Search the data below for "index"; list each line that holds it.

—————

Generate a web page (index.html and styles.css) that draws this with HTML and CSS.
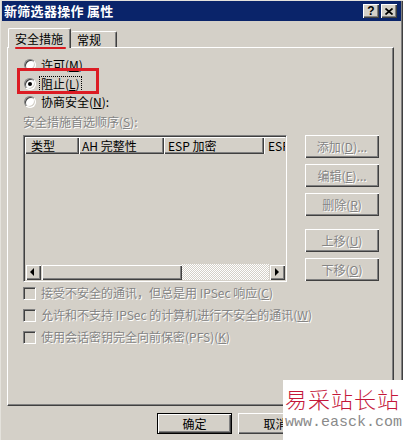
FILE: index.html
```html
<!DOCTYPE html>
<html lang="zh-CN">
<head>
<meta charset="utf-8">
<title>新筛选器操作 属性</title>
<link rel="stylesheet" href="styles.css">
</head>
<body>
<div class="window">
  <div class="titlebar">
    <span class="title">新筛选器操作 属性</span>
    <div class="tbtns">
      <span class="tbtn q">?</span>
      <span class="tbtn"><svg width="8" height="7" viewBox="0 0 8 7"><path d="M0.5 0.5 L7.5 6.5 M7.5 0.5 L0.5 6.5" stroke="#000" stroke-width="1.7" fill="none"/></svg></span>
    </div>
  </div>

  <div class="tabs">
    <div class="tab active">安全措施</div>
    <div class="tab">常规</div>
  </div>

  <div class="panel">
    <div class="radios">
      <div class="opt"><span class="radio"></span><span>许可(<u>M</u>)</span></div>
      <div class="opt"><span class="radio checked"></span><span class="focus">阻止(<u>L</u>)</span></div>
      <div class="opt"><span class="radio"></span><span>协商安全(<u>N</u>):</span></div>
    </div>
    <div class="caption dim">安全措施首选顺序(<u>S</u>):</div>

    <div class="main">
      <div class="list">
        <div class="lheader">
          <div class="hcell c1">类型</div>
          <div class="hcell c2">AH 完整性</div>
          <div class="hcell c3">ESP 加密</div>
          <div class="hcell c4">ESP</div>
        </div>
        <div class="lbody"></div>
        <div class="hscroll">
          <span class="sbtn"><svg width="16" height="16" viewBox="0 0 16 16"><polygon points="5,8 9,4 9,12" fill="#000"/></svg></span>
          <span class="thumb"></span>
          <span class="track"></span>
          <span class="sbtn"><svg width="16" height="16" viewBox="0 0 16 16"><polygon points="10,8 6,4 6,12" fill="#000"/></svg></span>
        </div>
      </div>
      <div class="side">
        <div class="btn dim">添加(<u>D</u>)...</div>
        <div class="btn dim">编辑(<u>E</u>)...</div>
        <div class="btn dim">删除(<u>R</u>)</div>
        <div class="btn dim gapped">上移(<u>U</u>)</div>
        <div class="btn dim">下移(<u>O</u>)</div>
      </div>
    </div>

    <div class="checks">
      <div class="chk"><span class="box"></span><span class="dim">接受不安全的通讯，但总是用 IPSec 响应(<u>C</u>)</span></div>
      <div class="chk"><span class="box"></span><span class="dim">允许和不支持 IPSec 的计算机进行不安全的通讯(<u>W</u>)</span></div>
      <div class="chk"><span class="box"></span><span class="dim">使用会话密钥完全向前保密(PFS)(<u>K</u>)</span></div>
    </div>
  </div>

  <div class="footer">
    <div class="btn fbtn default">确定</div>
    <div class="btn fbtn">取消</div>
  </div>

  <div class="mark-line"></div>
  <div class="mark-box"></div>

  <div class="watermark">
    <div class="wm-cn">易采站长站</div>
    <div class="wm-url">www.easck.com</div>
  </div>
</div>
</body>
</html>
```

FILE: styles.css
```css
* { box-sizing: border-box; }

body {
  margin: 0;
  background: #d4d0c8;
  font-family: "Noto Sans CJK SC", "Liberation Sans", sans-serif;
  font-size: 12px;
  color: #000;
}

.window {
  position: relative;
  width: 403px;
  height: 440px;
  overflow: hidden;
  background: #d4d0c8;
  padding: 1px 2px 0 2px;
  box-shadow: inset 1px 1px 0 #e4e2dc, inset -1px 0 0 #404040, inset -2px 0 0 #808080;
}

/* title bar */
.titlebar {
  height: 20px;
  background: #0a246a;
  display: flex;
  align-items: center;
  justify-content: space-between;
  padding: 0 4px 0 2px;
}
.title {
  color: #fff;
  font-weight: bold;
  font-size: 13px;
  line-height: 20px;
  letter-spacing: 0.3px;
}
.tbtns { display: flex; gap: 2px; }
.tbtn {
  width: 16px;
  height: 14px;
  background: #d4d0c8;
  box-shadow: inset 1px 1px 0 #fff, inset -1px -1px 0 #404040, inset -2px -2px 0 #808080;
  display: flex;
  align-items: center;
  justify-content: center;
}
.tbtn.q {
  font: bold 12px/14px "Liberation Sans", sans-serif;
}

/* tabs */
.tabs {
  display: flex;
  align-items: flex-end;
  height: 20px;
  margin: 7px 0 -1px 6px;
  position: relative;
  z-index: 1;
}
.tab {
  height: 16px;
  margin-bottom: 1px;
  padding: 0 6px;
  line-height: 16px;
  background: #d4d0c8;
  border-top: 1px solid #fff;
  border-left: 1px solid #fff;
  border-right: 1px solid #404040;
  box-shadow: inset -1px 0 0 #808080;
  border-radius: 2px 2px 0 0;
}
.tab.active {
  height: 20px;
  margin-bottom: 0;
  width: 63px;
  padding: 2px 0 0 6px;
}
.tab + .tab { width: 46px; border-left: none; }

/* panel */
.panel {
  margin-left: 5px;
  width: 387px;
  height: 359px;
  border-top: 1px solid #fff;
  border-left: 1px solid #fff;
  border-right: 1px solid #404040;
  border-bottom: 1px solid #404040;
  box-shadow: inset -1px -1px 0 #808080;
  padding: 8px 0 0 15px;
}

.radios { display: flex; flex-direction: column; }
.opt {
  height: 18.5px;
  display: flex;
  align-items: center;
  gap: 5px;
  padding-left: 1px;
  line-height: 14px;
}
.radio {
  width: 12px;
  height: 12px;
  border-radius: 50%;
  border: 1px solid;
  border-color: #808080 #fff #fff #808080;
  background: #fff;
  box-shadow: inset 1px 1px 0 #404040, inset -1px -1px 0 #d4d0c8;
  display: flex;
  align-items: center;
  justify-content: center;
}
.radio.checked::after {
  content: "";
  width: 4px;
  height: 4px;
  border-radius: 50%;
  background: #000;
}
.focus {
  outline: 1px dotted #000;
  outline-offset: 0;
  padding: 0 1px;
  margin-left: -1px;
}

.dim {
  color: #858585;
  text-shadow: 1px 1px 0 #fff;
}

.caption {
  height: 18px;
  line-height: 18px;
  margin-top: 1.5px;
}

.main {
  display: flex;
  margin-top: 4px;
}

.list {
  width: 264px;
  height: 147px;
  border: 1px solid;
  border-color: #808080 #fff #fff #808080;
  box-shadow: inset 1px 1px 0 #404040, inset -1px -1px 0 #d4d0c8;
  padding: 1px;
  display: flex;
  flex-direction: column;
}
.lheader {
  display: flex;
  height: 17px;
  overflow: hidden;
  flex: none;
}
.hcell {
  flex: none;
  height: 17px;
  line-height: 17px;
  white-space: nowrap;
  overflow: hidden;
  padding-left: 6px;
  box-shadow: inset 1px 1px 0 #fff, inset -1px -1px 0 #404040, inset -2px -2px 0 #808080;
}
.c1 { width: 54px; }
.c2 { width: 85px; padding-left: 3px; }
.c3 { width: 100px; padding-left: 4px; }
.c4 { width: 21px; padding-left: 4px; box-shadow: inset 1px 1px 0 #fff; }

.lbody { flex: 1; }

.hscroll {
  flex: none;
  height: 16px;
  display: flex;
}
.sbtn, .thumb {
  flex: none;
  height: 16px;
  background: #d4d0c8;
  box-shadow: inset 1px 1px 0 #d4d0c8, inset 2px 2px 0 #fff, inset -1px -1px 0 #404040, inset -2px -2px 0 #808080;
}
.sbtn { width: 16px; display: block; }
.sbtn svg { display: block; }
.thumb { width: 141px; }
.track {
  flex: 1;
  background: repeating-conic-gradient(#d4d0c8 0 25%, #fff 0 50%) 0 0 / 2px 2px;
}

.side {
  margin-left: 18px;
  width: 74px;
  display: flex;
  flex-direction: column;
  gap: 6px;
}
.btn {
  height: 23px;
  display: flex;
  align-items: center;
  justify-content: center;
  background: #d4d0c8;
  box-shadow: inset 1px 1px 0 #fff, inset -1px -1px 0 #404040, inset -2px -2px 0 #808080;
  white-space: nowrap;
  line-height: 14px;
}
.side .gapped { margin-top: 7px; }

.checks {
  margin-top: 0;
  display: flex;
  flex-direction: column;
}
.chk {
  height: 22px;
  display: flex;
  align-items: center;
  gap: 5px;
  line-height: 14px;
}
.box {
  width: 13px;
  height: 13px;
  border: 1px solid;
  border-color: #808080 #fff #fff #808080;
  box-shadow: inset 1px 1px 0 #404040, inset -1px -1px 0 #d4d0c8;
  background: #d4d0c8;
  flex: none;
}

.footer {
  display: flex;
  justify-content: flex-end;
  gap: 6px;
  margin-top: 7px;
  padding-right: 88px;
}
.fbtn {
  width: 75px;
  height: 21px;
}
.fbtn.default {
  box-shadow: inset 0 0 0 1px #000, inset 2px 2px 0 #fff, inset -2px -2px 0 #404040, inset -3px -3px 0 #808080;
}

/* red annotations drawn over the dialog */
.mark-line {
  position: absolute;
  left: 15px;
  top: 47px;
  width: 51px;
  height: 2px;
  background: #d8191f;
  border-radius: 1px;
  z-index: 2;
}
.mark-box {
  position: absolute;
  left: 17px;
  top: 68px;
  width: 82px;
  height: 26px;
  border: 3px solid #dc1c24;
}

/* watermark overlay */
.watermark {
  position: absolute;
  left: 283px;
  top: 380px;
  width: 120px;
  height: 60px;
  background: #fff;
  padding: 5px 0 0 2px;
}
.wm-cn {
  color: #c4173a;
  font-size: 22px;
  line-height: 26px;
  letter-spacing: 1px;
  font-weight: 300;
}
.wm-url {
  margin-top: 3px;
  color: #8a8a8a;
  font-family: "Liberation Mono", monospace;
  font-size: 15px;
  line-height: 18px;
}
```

—————

▸ Response for this exercise:
Generate a web page (index.html and styles.css) that draws this with HTML and CSS.
FILE: index.html
  z-index: 1;
  z-index: 2;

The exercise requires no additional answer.